So what do you do to celebrate this year of misfortune? Why, pat yourselves on the back and hand out $165M in bonuses of course!
The American International Group, which has received more than $170 billion in taxpayer bailout money from the Treasury and Federal Reserve, plans to pay about $165 million in bonuses by Sunday to executives in the same business unit that brought the company to the brink of collapse last year.If this story weren't so freakin' trifling, it might be a bit funny. Are these folks just completely devoid of self-awareness, or do they simply not give a f*ck, because they know the gubb'ment can't do anything about it? Seriously, whose a$$ is Timothy Geithner going to kick?
Word of the bonuses last week stirred such deep consternation inside the Obama administration that Treasury Secretary Timothy F. Geithner told the firm they were unacceptable and demanded they be renegotiated, a senior administration official said. But the bonuses will go forward because lawyers said the firm was contractually obligated to pay them.
The payments to A.I.G.’s financial products unit are in addition to $121 million in previously scheduled bonuses for the company’s senior executives and 6,400 employees across the sprawling corporation. Mr. Geithner last week pressured A.I.G. to cut the $9.6 million going to the top 50 executives in half and tie the rest to performance.
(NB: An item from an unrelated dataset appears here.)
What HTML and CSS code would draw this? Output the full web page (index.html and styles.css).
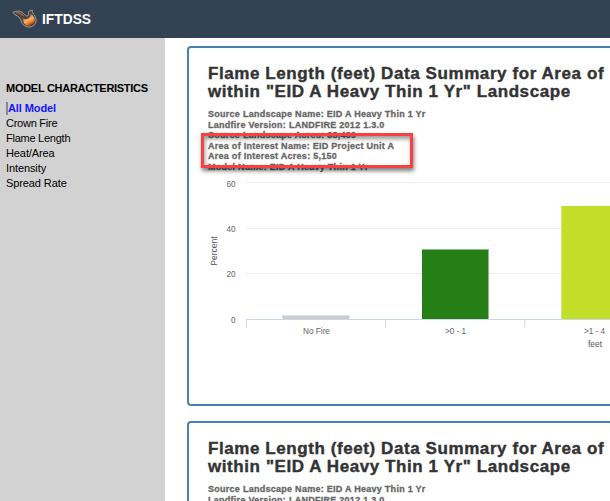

The payment of so much money at a company at the heart of the financial collapse that sent the broader economy into a tailspin almost certainly will fuel a popular backlash against the government’s efforts to prop up Wall Street. Past bonuses already have prompted President Obama and Congress to impose tough rules on corporate executive compensation at firms bailed out with taxpayer money.
A.I.G., nearly 80 percent of which is now owned by the government, defended its bonuses, arguing that they were promised last year before the crisis and cannot be legally canceled. In a letter to Mr. Geithner, Edward M. Liddy, the government-appointed chairman of A.I.G., said at least some bonuses were needed to keep the most skilled executives.
They say they are contractually obligated to pay these bonuses, but I call bullsh*t. If AIG had folded last year, these guys wouldn't have collected a red cent. Instead, we gave them the first bailout, these guys clearly realized who was really runnin' thangs. That sense of entitlement is clearly what's at play here. Hat tip to you "less gubb'ment" disciples, you just might have been right on this one. Too bad a GOP President gave these guys their first lifeline. I guess that sorta undermines your whole point.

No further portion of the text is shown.